Written problem: Transcribe the lines below verbatim, skipping the images.

Provided material:
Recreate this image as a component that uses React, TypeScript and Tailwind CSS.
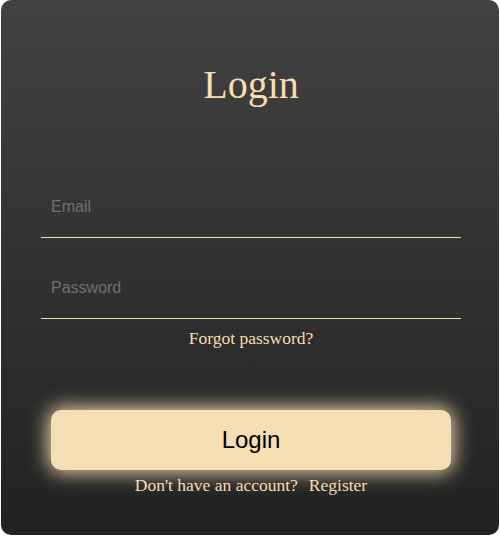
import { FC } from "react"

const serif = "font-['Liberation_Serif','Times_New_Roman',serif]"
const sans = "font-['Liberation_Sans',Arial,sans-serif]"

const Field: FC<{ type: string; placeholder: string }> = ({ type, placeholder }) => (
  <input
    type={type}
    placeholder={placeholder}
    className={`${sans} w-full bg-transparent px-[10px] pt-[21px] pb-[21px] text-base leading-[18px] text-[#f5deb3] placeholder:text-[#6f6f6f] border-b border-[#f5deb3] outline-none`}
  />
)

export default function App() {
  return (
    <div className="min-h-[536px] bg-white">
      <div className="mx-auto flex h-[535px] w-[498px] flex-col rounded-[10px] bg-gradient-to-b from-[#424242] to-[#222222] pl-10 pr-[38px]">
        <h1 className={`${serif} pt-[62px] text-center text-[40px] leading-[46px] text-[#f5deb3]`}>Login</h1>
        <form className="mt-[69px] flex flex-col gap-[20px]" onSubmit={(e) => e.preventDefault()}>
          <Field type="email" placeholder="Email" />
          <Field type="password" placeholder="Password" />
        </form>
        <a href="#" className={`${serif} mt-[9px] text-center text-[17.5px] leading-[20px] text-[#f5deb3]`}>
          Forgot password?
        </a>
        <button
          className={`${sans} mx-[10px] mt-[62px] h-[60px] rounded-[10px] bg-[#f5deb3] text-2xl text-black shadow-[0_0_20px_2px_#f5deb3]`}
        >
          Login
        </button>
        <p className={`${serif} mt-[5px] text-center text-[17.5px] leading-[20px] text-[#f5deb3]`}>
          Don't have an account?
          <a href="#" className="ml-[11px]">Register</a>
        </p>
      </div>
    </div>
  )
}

Answer to this exercise:
Recreate this image as a component that uses React, TypeScript and Tailwind CSS.
import { FC } from "react"

const serif = "font-['Liberation_Serif','Times_New_Roman',serif]"
const sans = "font-['Liberation_Sans',Arial,sans-serif]"

const Field: FC<{ type: string; placeholder: string }> = ({ type, placeholder }) => (
  <input
    type={type}
    placeholder={placeholder}
    className={`${sans} w-full bg-transparent px-[10px] pt-[21px] pb-[21px] text-base leading-[18px] text-[#f5deb3] placeholder:text-[#6f6f6f] border-b border-[#f5deb3] outline-none`}
  />
)

export default function App() {
  return (
    <div className="min-h-[536px] bg-white">
      <div className="mx-auto flex h-[535px] w-[498px] flex-col rounded-[10px] bg-gradient-to-b from-[#424242] to-[#222222] pl-10 pr-[38px]">
        <h1 className={`${serif} pt-[62px] text-center text-[40px] leading-[46px] text-[#f5deb3]`}>Login</h1>
        <form className="mt-[69px] flex flex-col gap-[20px]" onSubmit={(e) => e.preventDefault()}>
          <Field type="email" placeholder="Email" />
          <Field type="password" placeholder="Password" />
        </form>
        <a href="#" className={`${serif} mt-[9px] text-center text-[17.5px] leading-[20px] text-[#f5deb3]`}>
          Forgot password?
        </a>
        <button
          className={`${sans} mx-[10px] mt-[62px] h-[60px] rounded-[10px] bg-[#f5deb3] text-2xl text-black shadow-[0_0_20px_2px_#f5deb3]`}
        >
          Login
        </button>
        <p className={`${serif} mt-[5px] text-center text-[17.5px] leading-[20px] text-[#f5deb3]`}>
          Don't have an account?
          <a href="#" className="ml-[11px]">Register</a>
        </p>
      </div>
    </div>
  )
}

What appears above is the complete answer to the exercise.